Rapid prototyping platforms such as 3D printers used for digital fabrication are today able to manufacture custom objects for specific tasks. For example, a 3D printer deployed to the International Space Station has been able to print objects such as wrenches for astronauts on demand. However, these objects cannot be reconfigured for other tasks, and their constituent materials can generally not be recycled in order to reprint other objects for different applications. For long duration and deep space missions, digital fabrication techniques will need to adapt to allow fabricating items capable of acquiring multiple geometric configurations. This would allow finite material to be used to create items that can fulfill multiple tasks, thereby shirking reliance on a constant stream of raw material feedstock that will no longer be available.

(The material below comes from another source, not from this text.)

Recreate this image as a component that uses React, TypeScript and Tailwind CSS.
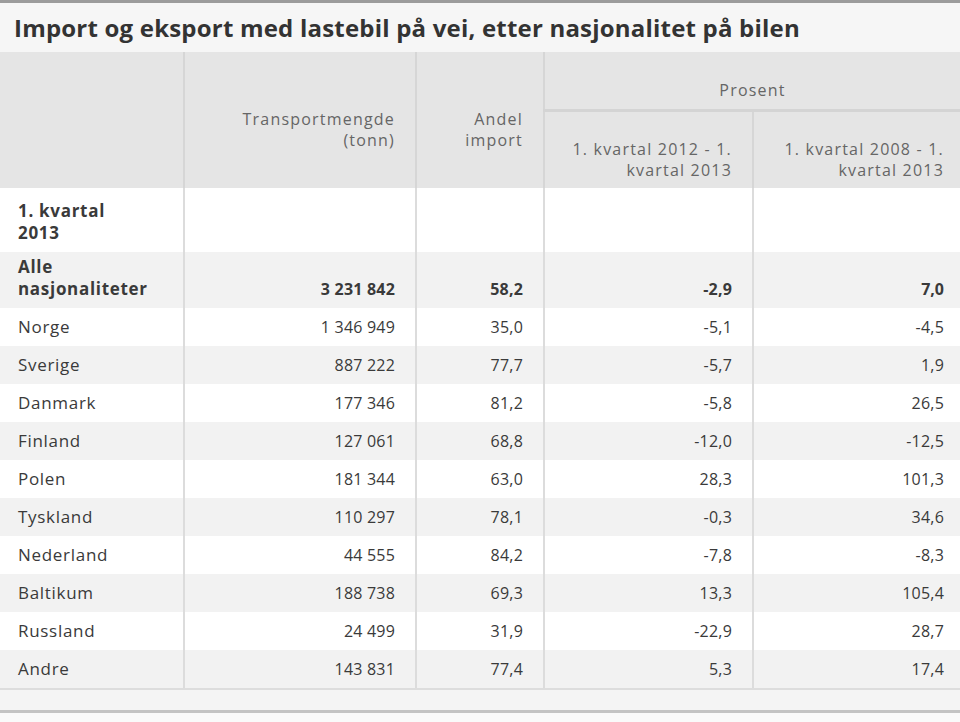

Objects capable of morphological adaptation would address many challenges associated with today’s limitations on launch mass and volume, as well as facilitating stowage during launch. Such reconfigurable objects could realize new applications including rapid prototyping, forming temporary structures to aid in spacecraft inspection and astronaut assistance, and actively changing their inertia properties, while also enabling replacement or augmentation of structures over multiple launches.
This research introduces a concept for a reconfigurable structure based on pivoting cubes that achieve their pivoting maneuvers by controlling the magnetic fields of electromagnets embedded in their edges. We exploit a novel framework for controlling electromagnets to form reconfigurable structures in space by controlling their polarization in such a way as to allow the formation of temporary hinges and pivoting between adjacent modules. Supplementing laboratory experiments on an airtable, pivoting maneuvers were successfully executed in microgravity on a parabolic flight in May 2021.